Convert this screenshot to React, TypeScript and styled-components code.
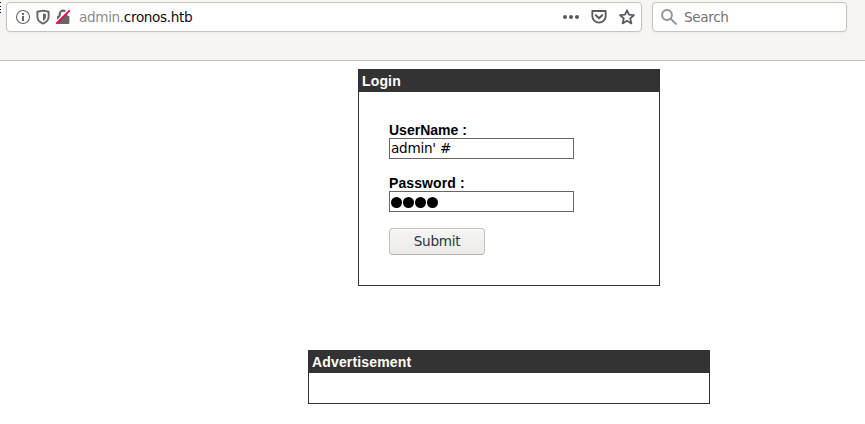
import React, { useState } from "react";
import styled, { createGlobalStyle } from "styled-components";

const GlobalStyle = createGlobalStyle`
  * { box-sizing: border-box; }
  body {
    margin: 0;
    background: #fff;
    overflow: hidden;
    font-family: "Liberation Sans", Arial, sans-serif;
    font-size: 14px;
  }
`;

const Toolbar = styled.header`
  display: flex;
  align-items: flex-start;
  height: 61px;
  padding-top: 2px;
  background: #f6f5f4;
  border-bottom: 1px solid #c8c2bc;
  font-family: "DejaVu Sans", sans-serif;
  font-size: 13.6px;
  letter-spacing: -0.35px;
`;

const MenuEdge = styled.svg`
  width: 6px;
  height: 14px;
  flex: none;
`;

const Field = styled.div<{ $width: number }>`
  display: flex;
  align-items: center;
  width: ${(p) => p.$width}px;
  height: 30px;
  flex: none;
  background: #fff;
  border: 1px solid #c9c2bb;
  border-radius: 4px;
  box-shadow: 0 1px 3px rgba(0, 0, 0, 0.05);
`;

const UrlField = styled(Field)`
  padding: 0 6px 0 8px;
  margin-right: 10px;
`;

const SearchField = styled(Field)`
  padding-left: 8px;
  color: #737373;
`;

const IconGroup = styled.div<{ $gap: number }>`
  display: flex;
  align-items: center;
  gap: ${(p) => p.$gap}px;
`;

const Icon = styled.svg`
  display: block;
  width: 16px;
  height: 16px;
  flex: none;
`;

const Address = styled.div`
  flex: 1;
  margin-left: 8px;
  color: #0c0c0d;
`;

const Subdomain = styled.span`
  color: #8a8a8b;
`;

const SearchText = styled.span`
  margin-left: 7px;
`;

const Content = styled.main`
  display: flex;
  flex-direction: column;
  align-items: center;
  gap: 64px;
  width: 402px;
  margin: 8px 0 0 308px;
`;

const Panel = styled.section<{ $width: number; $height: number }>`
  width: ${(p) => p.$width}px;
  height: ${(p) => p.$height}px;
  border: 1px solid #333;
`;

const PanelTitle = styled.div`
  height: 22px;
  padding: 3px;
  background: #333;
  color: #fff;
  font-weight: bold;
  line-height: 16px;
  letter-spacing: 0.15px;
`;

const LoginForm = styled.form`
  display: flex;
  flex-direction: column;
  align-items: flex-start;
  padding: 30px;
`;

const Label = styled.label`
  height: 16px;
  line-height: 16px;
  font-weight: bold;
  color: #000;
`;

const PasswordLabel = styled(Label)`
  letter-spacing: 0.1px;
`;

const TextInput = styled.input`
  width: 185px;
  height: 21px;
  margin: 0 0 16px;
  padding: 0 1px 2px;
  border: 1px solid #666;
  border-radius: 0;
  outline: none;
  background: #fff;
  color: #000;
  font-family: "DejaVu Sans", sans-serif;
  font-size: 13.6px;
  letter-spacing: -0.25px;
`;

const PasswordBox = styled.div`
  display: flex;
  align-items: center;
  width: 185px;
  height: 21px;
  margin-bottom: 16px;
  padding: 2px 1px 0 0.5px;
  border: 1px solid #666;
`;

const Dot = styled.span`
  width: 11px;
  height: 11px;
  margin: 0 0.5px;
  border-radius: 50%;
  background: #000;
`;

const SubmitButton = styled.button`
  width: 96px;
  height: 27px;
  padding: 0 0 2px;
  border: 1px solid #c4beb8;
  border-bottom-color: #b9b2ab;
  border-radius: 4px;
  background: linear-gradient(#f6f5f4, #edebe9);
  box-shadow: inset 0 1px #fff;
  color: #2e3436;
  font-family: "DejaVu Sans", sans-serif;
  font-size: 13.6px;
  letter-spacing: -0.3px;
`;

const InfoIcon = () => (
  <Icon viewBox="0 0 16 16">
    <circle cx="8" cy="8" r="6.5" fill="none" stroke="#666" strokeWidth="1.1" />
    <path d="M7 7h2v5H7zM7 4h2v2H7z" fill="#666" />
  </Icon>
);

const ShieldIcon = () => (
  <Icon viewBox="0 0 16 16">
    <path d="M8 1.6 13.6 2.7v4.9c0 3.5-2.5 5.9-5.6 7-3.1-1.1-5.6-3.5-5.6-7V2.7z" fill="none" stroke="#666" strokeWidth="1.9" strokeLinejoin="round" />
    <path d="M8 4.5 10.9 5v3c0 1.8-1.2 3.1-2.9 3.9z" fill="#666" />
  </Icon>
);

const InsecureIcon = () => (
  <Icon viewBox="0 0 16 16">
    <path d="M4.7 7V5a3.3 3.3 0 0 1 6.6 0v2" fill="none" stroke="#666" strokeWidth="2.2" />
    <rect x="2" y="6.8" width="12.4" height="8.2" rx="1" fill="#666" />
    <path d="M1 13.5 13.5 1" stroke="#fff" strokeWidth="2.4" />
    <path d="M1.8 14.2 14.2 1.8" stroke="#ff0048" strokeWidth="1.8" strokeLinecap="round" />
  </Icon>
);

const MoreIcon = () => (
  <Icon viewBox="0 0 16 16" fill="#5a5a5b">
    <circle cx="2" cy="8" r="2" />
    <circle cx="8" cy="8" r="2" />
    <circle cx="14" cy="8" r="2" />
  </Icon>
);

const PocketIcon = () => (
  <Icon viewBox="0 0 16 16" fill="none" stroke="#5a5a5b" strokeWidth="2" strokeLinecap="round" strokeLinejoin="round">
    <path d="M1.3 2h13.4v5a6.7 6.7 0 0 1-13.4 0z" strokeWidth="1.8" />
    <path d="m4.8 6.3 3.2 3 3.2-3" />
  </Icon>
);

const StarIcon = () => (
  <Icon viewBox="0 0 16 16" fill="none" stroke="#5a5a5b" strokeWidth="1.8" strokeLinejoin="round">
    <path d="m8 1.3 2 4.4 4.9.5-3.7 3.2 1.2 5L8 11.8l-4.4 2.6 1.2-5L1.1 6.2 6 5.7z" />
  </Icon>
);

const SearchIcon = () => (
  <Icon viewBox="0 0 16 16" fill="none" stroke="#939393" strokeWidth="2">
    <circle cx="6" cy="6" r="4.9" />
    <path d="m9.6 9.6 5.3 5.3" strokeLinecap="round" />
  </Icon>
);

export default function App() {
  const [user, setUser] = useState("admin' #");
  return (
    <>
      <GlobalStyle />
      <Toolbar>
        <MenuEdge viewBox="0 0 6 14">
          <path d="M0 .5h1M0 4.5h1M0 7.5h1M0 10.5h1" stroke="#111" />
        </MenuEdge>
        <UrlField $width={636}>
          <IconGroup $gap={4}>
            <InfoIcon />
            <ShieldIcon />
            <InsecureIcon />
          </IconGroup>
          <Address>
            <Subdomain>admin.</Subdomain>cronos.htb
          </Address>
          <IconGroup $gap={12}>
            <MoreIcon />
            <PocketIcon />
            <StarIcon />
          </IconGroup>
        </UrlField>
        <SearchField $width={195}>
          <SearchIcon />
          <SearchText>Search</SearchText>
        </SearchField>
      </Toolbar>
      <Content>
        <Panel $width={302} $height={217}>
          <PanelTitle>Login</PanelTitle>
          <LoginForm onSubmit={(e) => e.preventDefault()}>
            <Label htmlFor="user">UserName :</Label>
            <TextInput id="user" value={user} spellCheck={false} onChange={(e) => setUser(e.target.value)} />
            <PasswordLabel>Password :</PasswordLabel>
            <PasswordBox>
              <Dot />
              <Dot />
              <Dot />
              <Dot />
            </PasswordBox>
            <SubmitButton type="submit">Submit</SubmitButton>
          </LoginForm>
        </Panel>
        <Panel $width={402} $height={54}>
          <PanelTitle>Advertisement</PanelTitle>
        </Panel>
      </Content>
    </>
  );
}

* * *

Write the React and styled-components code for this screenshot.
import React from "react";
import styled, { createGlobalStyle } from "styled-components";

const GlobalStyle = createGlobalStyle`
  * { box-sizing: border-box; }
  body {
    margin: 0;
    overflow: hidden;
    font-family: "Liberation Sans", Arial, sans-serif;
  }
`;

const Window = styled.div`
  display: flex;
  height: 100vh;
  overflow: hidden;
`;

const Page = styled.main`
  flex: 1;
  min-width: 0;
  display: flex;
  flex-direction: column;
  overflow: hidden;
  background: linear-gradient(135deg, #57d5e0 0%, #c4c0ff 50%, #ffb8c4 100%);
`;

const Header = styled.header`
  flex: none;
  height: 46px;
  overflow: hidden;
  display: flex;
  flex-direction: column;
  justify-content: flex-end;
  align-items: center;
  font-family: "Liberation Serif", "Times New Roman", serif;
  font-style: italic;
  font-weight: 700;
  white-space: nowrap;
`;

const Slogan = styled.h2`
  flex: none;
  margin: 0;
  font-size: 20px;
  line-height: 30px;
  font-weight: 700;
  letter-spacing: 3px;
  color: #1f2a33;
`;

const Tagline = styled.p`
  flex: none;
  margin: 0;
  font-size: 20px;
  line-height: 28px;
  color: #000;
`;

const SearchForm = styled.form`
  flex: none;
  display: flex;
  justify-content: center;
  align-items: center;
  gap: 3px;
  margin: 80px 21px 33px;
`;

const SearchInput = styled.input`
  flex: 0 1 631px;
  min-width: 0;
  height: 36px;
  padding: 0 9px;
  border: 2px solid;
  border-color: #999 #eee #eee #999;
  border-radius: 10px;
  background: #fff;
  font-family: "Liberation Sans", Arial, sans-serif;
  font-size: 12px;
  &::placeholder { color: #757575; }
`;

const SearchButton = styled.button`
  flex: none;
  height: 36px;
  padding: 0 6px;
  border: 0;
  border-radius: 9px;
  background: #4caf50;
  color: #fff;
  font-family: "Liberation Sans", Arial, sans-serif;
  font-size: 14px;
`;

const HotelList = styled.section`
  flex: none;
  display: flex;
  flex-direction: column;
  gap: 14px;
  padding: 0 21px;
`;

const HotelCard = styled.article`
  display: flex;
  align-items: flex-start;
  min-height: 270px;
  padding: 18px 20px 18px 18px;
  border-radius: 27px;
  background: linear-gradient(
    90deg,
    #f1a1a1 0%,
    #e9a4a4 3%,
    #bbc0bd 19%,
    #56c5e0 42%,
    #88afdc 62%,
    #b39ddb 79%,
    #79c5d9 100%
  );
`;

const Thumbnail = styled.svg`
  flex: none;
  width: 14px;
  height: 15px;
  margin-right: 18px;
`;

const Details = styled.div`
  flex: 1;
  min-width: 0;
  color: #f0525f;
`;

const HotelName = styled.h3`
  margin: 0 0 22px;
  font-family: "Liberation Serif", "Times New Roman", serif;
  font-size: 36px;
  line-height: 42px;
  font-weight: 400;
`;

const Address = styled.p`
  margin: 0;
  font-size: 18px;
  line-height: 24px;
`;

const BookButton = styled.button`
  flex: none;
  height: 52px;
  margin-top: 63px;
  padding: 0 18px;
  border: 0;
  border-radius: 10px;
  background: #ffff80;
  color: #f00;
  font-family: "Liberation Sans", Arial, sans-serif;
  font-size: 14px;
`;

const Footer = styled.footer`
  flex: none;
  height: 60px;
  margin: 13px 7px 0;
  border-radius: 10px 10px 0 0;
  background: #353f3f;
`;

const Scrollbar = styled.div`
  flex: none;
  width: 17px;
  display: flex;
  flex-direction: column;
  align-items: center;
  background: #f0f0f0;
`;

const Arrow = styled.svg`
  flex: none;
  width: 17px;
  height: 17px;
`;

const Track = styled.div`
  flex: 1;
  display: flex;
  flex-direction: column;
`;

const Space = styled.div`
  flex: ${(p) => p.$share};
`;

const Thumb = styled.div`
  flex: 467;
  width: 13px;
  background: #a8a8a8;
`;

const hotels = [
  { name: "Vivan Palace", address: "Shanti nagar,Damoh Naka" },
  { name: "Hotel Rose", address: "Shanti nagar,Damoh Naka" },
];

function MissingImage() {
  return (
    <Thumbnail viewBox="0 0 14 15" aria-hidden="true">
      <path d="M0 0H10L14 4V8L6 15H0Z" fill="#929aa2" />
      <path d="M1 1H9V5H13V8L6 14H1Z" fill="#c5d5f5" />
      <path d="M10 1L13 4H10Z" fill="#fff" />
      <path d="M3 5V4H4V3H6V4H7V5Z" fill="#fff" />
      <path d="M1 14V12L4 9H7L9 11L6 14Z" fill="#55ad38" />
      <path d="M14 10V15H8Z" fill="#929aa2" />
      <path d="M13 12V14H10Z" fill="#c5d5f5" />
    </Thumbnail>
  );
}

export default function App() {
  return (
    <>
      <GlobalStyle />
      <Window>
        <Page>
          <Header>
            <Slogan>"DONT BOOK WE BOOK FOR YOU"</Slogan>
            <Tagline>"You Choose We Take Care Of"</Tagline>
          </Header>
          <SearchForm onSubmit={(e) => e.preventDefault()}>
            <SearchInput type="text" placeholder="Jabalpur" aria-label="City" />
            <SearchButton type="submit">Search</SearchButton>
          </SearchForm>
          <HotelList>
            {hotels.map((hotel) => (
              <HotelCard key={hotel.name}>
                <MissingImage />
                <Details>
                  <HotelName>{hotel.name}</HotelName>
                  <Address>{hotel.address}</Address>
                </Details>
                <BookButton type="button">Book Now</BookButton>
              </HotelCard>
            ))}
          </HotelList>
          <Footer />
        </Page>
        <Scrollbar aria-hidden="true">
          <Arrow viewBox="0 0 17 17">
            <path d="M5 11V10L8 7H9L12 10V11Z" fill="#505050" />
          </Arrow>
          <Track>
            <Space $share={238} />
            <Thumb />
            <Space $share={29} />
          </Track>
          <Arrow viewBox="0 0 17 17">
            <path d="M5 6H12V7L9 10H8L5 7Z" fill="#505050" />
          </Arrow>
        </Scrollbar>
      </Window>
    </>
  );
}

◆ STATED EXERCISE: Extract every line from the records above that contains the word "components".

◆ OUTPUT FOR THIS TASK:
Convert this screenshot to React, TypeScript and styled-components code.
import styled, { createGlobalStyle } from "styled-components";
Write the React and styled-components code for this screenshot.
import styled, { createGlobalStyle } from "styled-components";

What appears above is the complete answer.